Construed as vandalism…
Three Coastal Carolina University students were handcuffed on Monday when university officers discovered they were writing messages in chalk pertaining to the recent events in Ferguson, Mo.
The officers who did not identify themselves asked the students what they were doing and were told, “drawing.” Senior student, Taylor Wright, was finishing the word “justice” when he was told by officers to stand up, and place hands behind the back. They were told not to resist and received no answers to their questions for the arrest.
According to the police report, the students were told that they are not allowed to chalk the sidewalks without “proper approval.” Wright, who had never heard of having to get a stamp of approval first, felt it was a thinly veiled form of censorship.
It was like some sort of game. They were like puppies excited to get out of the cage and get to do something.
Although they were released and escaped charges (at this time), the event appears unprecedented in two ways. It appears to be a first time occurrence of arrest over “chalking.” And, according to the detainees, students are always allowed to write chalk messages on sidewalks, typically to promote events. Yet, a university spokesperson has said since the event, that students must obtain permission first.
Furthermore, photographs were taken of the “scene of the crime.” The chalk was confiscated as evidence and the report listed the act as “illegal graffiti.” They listed $1,000 worth of damages – for chalk on a sidewalk! I’m not making this up.
Even though people have been outrageously detained for writing in chalk before, again, again and again – the disturbing element here is that officers felt justified because the language surrounded Ferguson. That is, their report states they found students writing messages, “pertaining to the disapproval of the recent Grand Jury decision not to indict the police officer involved in the Michael Brown case.”
They, therefore, felt it their duty to snoop on other chalk messages – which appears to have happened over the weekend before the handcuffing.

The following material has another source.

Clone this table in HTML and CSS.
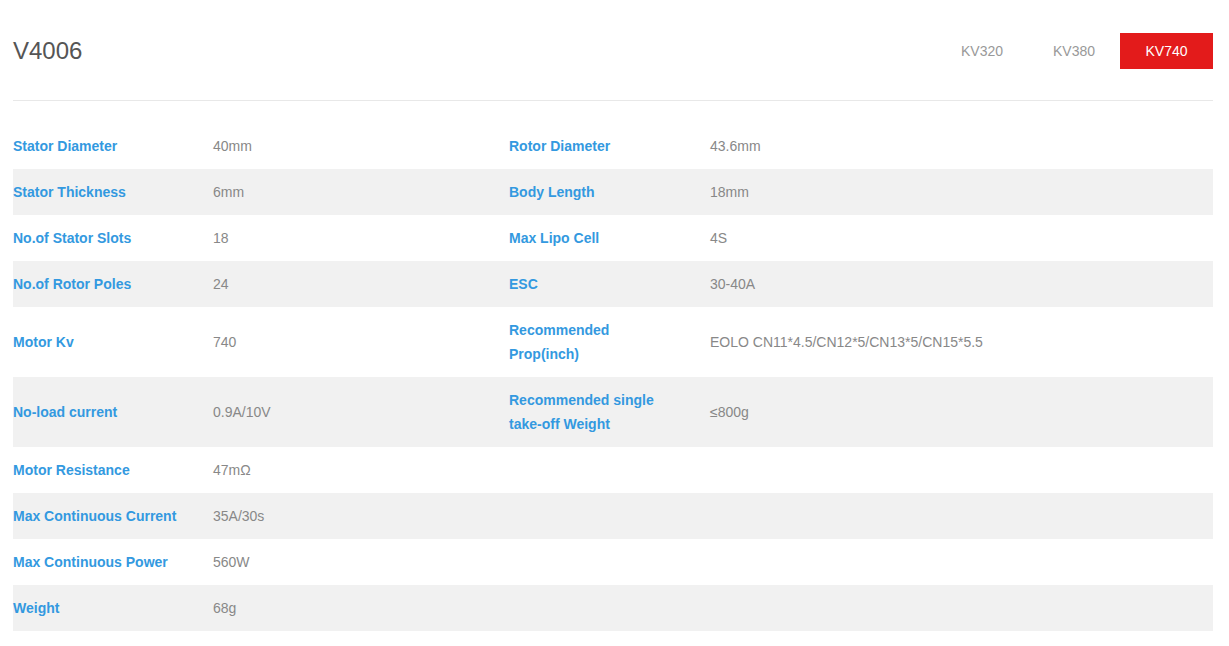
FILE: index.html
```html
<!DOCTYPE html>
<html lang="en">
<head>
<meta charset="utf-8">
<title>V4006</title>
<link rel="stylesheet" href="styles.css">
</head>
<body>
<div class="page">
  <header class="head">
    <h1 class="title">V4006</h1>
    <nav class="tabs">
      <span class="tab">KV320</span>
      <span class="tab">KV380</span>
      <span class="tab active">KV740</span>
    </nav>
  </header>
  <div class="specs">
    <div class="row"><div class="lbl">Stator Diameter</div><div class="val">40mm</div><div class="lbl">Rotor Diameter</div><div class="val">43.6mm</div></div>
    <div class="row alt"><div class="lbl">Stator Thickness</div><div class="val">6mm</div><div class="lbl">Body Length</div><div class="val">18mm</div></div>
    <div class="row"><div class="lbl">No.of Stator Slots</div><div class="val">18</div><div class="lbl">Max Lipo Cell</div><div class="val">4S</div></div>
    <div class="row alt"><div class="lbl">No.of Rotor Poles</div><div class="val">24</div><div class="lbl">ESC</div><div class="val">30-40A</div></div>
    <div class="row"><div class="lbl">Motor Kv</div><div class="val">740</div><div class="lbl">Recommended<br>Prop(inch)</div><div class="val">EOLO CN11*4.5/CN12*5/CN13*5/CN15*5.5</div></div>
    <div class="row alt"><div class="lbl">No-load current</div><div class="val">0.9A/10V</div><div class="lbl">Recommended single<br>take-off Weight</div><div class="val">≤800g</div></div>
    <div class="row"><div class="lbl">Motor Resistance</div><div class="val">47mΩ</div><div class="lbl"></div><div class="val"></div></div>
    <div class="row alt"><div class="lbl">Max Continuous Current</div><div class="val">35A/30s</div><div class="lbl"></div><div class="val"></div></div>
    <div class="row"><div class="lbl">Max Continuous Power</div><div class="val">560W</div><div class="lbl"></div><div class="val"></div></div>
    <div class="row alt"><div class="lbl">Weight</div><div class="val">68g</div><div class="lbl"></div><div class="val"></div></div>
  </div>
</div>
</body>
</html>
```
FILE: styles.css
```css
* { box-sizing: border-box; }
html, body { margin: 0; padding: 0; background: #fff; }
body { font-family: "Liberation Sans", Arial, sans-serif; padding-top: 1px; }
.page { width: 1200px; margin-left: 13px; }
.head {
  display: flex;
  align-items: center;
  justify-content: space-between;
  height: 100px;
  padding-top: 1px;
  border-bottom: 1px solid #e8e8e8;
}
.title {
  margin: 0;
  font-weight: normal;
  font-size: 24px;
  color: #555;
}
.tabs { display: flex; }
.tab {
  width: 92px;
  height: 36px;
  display: flex;
  align-items: center;
  justify-content: center;
  font-size: 14px;
  color: #999;
}
.tab.active { width: 93px; background: #e31b1b; color: #fff; }
.specs { margin-top: 22px; }
.row {
  display: grid;
  grid-template-columns: 200px 296px 201px 1fr;
  align-items: center;
}
.row.alt { background: #f1f1f1; }
.lbl, .val {
  padding: 11px 0;
  font-size: 14px;
  line-height: 24px;
}
.lbl { font-weight: bold; color: #3399e0; }
.val { color: #888; }
```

In a separate report, they noted vulgarity.
Another detained senior, Jillian Ditch, couldn’t understand the escalation and offense taken by the officers, noting that her messages were about unity and hope. However, personal offense taken and dislike of a chalk message is not grounds for arrest, nor is it vandalism as the officers tried to construe it.
It’s one thing for a university to issue a rule against breaking out the chalk on their private property – it’s wholly another for officers to make arrests because they don’t like the washable message.
To students across the country: badges do not grant extra power over others, especially where mere personal disapproval is concerned.